Forming the Future: Notre Dame Academy, Tyngsborough, geodome feeds hungry, highlights beauty of creation

TYNGSBOROUGH -- Martina Boakye-Yiadom, a junior at Notre Dame Academy in Tyngsborough, enjoys "being down and dirty with the plants."

Boakye-Yiadom works in the school's "geodome," a climate-controlled indoor garden that grows over 20 plant species. She and other students are in charge of watering, planting, and harvesting the crops, and distributing the fresh produce to food pantries in the Merrimack Valley.

Boakye-Yiadom admitted that, before working in the geodome, her relationship with food was "see-it-and-eat-it." Now, she has an "up-close-and-personal feeling with plants."

"It's very interesting to see the process of how they grow things," Boakye-Yiadom said. "We have the whole setup, and that's pretty cool because most people don't know where their food comes from."

On Oct. 27, Notre Dame Academy President Dr. Vittoria Pacifico, Principal Dr. James Flynn, Director of Campus Ministry Jamie Deignan, and Communications Director Kelley Rice paid the geodome a visit. The futuristic white dome, located in a clearing in the woods next to the school, gleamed in the sun as the four officials approached. It was built in 2019 at an approximate cost of $100,000.

"It's more sophisticated than a greenhouse," Rice explained.

It is a self-contained, self-sustaining miniature ecosystem that is 42 feet in diameter. The structure is made partly from beeswax, allowing it to expand or contract depending on the temperature outside. Solar panels, and a 4,000-gallon aquarium with 13 goldfish inside, keep the temperature inside stable throughout the year. Inside the aquarium, bamboo grows out of a polystyrene TV package that has been repurposed into a makeshift pot.

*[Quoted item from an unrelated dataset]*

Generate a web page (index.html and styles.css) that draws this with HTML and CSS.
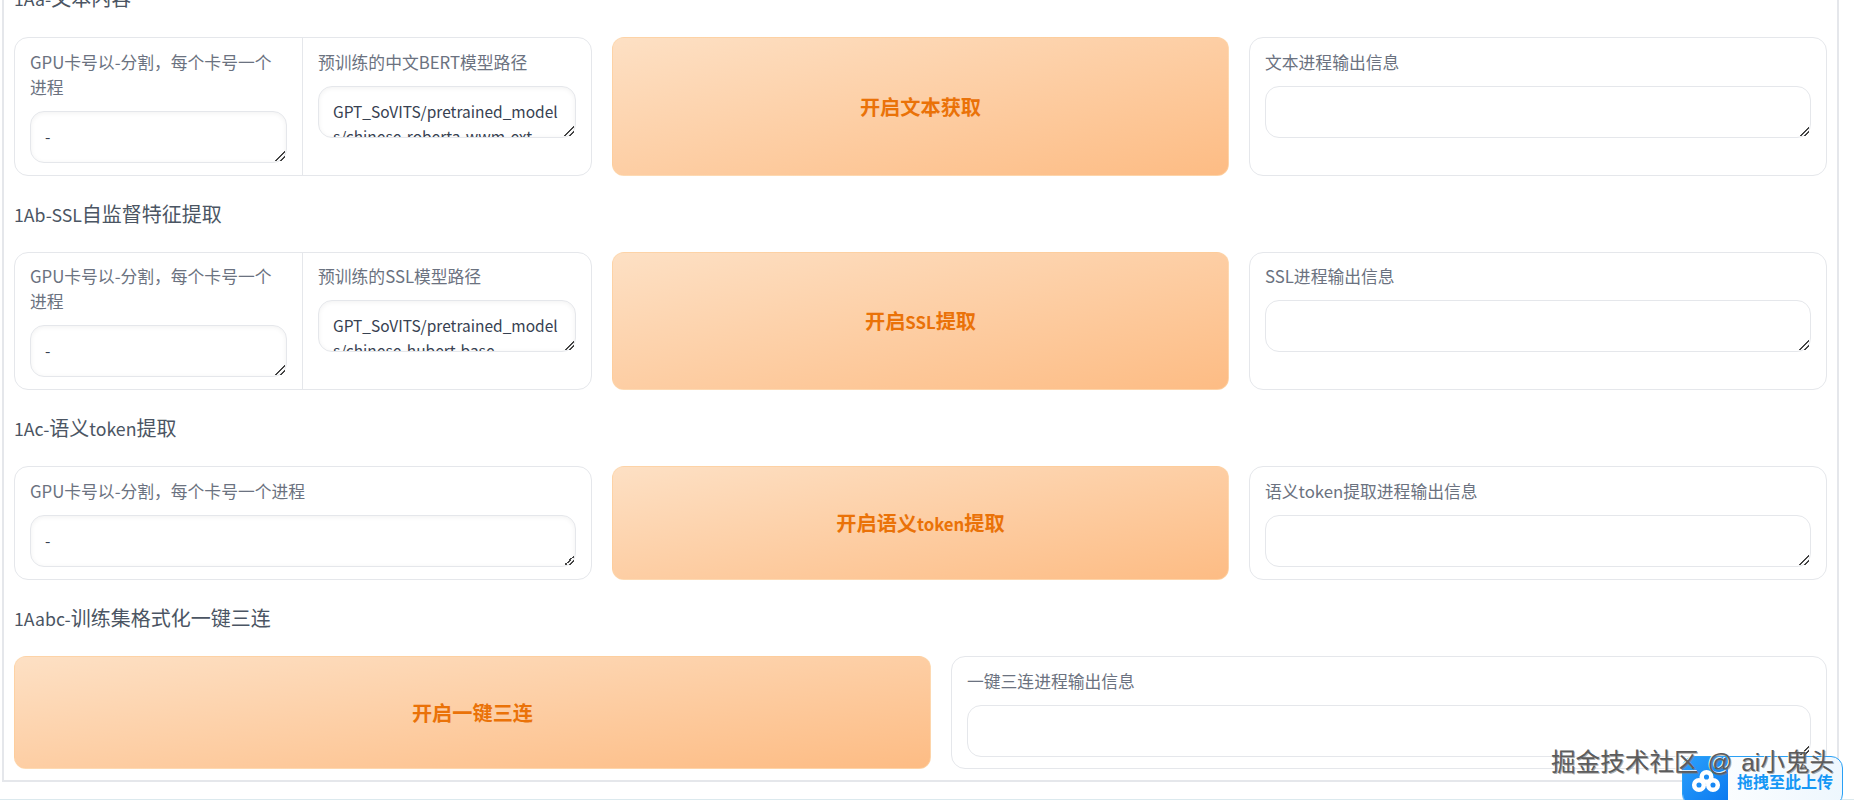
FILE: index.html
```html
<!DOCTYPE html>
<html lang="zh">
<head>
<meta charset="utf-8">
<title>GPT-SoVITS</title>
<link rel="stylesheet" href="styles.css">
</head>
<body>
<main class="frame">
  <h3 class="heading first"><span class="lat">1Aa-</span>文本内容</h3>
  <section class="row row-3">
    <div class="card split">
      <label class="field"><span class="label">GPU卡号以-分割，每个卡号一个进程</span><textarea class="box shaded" rows="2">-</textarea></label>
      <label class="field divided"><span class="label">预训练的中文BERT模型路径</span><textarea class="box shaded" rows="2">GPT_SoVITS/pretrained_models/chinese-roberta-wwm-ext-large</textarea></label>
    </div>
    <button class="action">开启文本获取</button>
    <label class="card field"><span class="label">文本进程输出信息</span><textarea class="box" rows="2"></textarea></label>
  </section>

  <h3 class="heading"><span class="lat">1Ab-SSL</span>自监督特征提取</h3>
  <section class="row row-3 mid">
    <div class="card split">
      <label class="field"><span class="label">GPU卡号以-分割，每个卡号一个进程</span><textarea class="box shaded" rows="2">-</textarea></label>
      <label class="field divided"><span class="label">预训练的SSL模型路径</span><textarea class="box shaded" rows="2">GPT_SoVITS/pretrained_models/chinese-hubert-base</textarea></label>
    </div>
    <button class="action">开启<span class="lat">SSL</span>提取</button>
    <label class="card field"><span class="label">SSL进程输出信息</span><textarea class="box" rows="2"></textarea></label>
  </section>

  <h3 class="heading"><span class="lat">1Ac-</span>语义<span class="lat">token</span>提取</h3>
  <section class="row row-3 short">
    <label class="card field"><span class="label">GPU卡号以-分割，每个卡号一个进程</span><textarea class="box shaded" rows="2">-</textarea></label>
    <button class="action">开启语义<span class="lat">token</span>提取</button>
    <label class="card field"><span class="label">语义token提取进程输出信息</span><textarea class="box" rows="2"></textarea></label>
  </section>

  <h3 class="heading"><span class="lat">1Aabc-</span>训练集格式化一键三连</h3>
  <section class="row row-2">
    <button class="action">开启一键三连</button>
    <label class="card field"><span class="label">一键三连进程输出信息</span><textarea class="box" rows="2"></textarea></label>
  </section>
</main>
<div class="bottom-line"></div>
<aside class="upload">
  <span class="upload-icon">
    <svg viewBox="0 0 46 44" width="46" height="44" aria-hidden="true">
      <g fill="none" stroke="#fff" stroke-width="4.5">
        <circle cx="16" cy="28" r="4.8"/>
        <circle cx="30" cy="28" r="4.8"/>
        <circle cx="23.5" cy="20" r="4.8"/>
      </g>
    </svg>
  </span>
  <span class="upload-text">拖拽至此上传</span>
</aside>
<div class="watermark">掘金技术社区 @ ai小鬼头</div>
</body>
</html>
```
FILE: styles.css
```css
* { box-sizing: border-box; }
html, body { margin: 0; height: 800px; overflow: hidden; background: #fff; }
body {
  font-family: "Noto Sans CJK SC", "Noto Sans", sans-serif;
  color: #374151;
  position: relative;
}
.frame {
  margin: -19px 15px 0 2px;
  height: 801px;
  border: 2px solid #e5e7eb;
  border-top: 0;
  padding: 0 10px;
  background: #fff;
}
.heading {
  margin: 0;
  height: 76px;
  padding-top: 25px;
  font-size: 20px;
  line-height: 26px;
  font-weight: 400;
  color: #4b5563;
}
.heading .lat { font-size: .885em; }
.heading.first { height: 56px; padding-top: 4px; }
.row { display: grid; column-gap: 20px; }
.row-3 { grid-template-columns: 578px 617px 578px; height: 139px; }
.row-3.mid { height: 138px; }
.row-3.short { height: 114px; }
.row-2 { grid-template-columns: 917px 876px; height: 113px; }
.card {
  border: 1px solid #e5e7eb;
  border-radius: 14px;
  background: #fff;
  min-width: 0;
}
.split { display: grid; grid-template-columns: 287px 1fr; }
.divided { border-left: 1px solid #e5e7eb; }
.field { display: flex; flex-direction: column; padding: 12px 15px 0; }
.mid .field { padding-top: 11px; }
.label {
  font-size: 16.8px;
  line-height: 25px;
  color: #6b7280;
  margin-bottom: 11px;
}
.box {
  display: block;
  width: 100%;
  height: 52px;
  padding: 12px 14px 0;
  border: 1px solid #e5e7eb;
  border-radius: 14px;
  font: 15.5px/25px "Noto Sans CJK SC", "Noto Sans", sans-serif;
  color: #374151;
  background: #fff;
  overflow: hidden;
  overflow-wrap: anywhere;
  outline: none;
}
.box::-webkit-resizer {
  background: linear-gradient(135deg, transparent 50%, #444 50%, #444 60%, transparent 60%, transparent 74%, #444 74%, #444 84%, transparent 84%) no-repeat right 1px bottom 1px / 10px 10px;
}
.box.shaded { box-shadow: inset 0 1px 5px rgba(0, 0, 0, .06); }
.action {
  border: 1px solid rgba(254, 215, 170, .6);
  border-radius: 12px;
  background: linear-gradient(to bottom right, #fde0c4, #fdbc84);
  color: #ea7208;
  font: 700 20.2px/26px "Noto Sans CJK SC", "Noto Sans", sans-serif;
}
.action .lat { font-size: .83em; }
.bottom-line { position: absolute; left: 0; right: 0; top: 799px; height: 1px; background: #dbe9ee; }
.upload {
  position: absolute;
  left: 1682px;
  top: 756px;
  width: 161px;
  height: 50px;
  display: flex;
  border: 1px solid #2aa0f5;
  border-radius: 12px;
  background: linear-gradient(90deg, #fff, #eef7fe);
  overflow: hidden;
}
.upload-icon { width: 45px; background: linear-gradient(135deg, #2ba0fb, #0a78f0); flex: none; }
.upload-text {
  padding: 13px 0 0 9px;
  color: #1597f5;
  font-size: 16px;
  line-height: 22px;
  font-weight: 700;
  white-space: nowrap;
}
.watermark {
  position: absolute;
  left: 1551px;
  top: 745px;
  font-family: "Liberation Sans", "Noto Sans CJK SC", sans-serif;
  font-size: 24.6px;
  line-height: 36px;
  word-spacing: 2px;
  color: #5c5c5c;
  white-space: nowrap;
  text-shadow: 1px 1px 0 rgba(120, 120, 120, .6), -1px -1px 0 rgba(255, 255, 255, .85);
}
```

"It's a living, learning lab," Pacifico said.

She said that the geodome teaches students to "take care of our earth," referencing Pope Francis's 2015 environmentalist encyclical "Laudato si'." It also allows the students to grow food for those in need, living up to the mission of the school's sponsors, the Sisters of Notre Dame de Namur.

"We know that there's a lot of food insecurity locally around us," Flynn said, "and we have a ton of committed faculty, staff, and students who really want to look at doing community service."

Notre Dame Academy's long-term goal is to feed 5,000 people a year with food grown inside the geodome. Currently, the geodome grows cantaloupes, peppers, potatoes, and tomatoes, among other crops.

"They're really sweet," Deignan said as she enjoyed yellow tomatoes fresh off the vine. "So delicious."

Besides food, the geodome grows marigolds, zinnias, tulips, and sunflowers, which students plant around campus.

Deignan said that the geodome "brings God's goodness into the world," and teaches students to do the same.

Notre Dame students learn to conserve resources by collecting seeds from the crops they grow. Last year's pumpkin seeds grew into this year's pumpkins, and kindergarteners collected seeds from this year's pumpkins in order to grow next year's.

"We want every student to be involved," Pacifico said, "from pre-K all the way to the high school."

The current system of watering the geodome is "inefficient," according to Flynn, so the ninth-grade STEM students are brainstorming better watering systems. Thanks to the geodome, the seventh-grade science class now has a much greater focus on environmental studies. Environmental science students make dirt from the geodome into clay, which the art students make into pottery (it helps that the environmental science teacher and the art teacher are the same person).

"For our staff," Rice said, "it's created this spark of 'This is cool, but what could I do with it?'"

In the spring, the school will sell dinnerware created by the art students to raise money for the Merrimack Valley Food Bank.

"They all have a role in a small way," Deignan said, "and it's a great way for them to see that their community together makes great strides in feeding the hungry."